A.7.3 Calculation method
Compare the measured value of the residual intrusion part of the occupant
compartment with the measured value of the corresponding part on the
undeformed vehicle, to obtain the result.
A.7.4 Output characteristics
The intrusion extent can be measured in three directions; or expressed by a
resultant deformation vector (in meters); or expressed by the deformed volume
(in cubic meters) and the percentage of change in volume (or distance).
A.8 Intrusion velocity
A.8.1 Information required for calculation
It shall know the amount and time of intrusion at the time of intrusion, or the
acceleration time history of the intruding parts.
A.8.2 Calculation method
The mean intrusion velocity can be calculated by the amount of intrusion and
the elapsed time of intrusion. The time history curve of the intrusion velocity can
be obtained by integrating the acceleration curve of the intruding part, or by
analyzing the time history of the intrusion amount through highspeed film.
A.8.3 Output characteristics
The output result is expressed in meters per second (m/s).
A.9 Crash pulse
A.9.1 Description
The crash pulse can be acquired by a crash pulse recorder. If the crash pulse
at the time of the accident is recorded, a number of pulse characteristics used
to describe the impact severity can be accurately calculated. It is then possible
to analyze the link between these parameters and injury outcome.

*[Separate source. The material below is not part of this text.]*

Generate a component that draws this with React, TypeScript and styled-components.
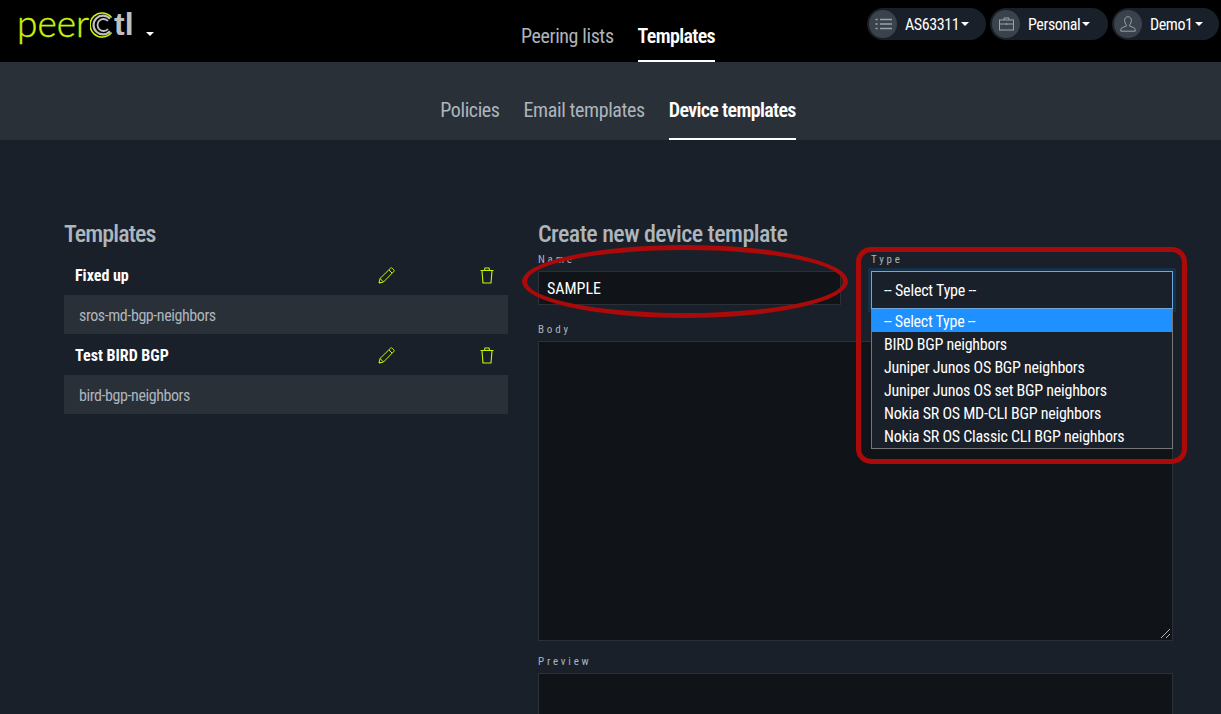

Through calculation, the following parameters can be obtained:
 Velocity change;
 Mean acceleration;
 Duration of impact phase;
 Peak acceleration;
 Peak time.
A.9.2 Information required for calculation
The acceleration time history of the vehicle (preferably at the center of gravity)
shall be obtained as input data.
A.9.3 Calculation method
The crash pulse recorder can record the time history of linear acceleration and
rotational acceleration in one, two or three directions.
Other parameters are calculated according to parameter definitions.
A.9.4 Output characteristics
The output results include the acceleration time history during the impact phase
and the parameters calculated in A.9.1.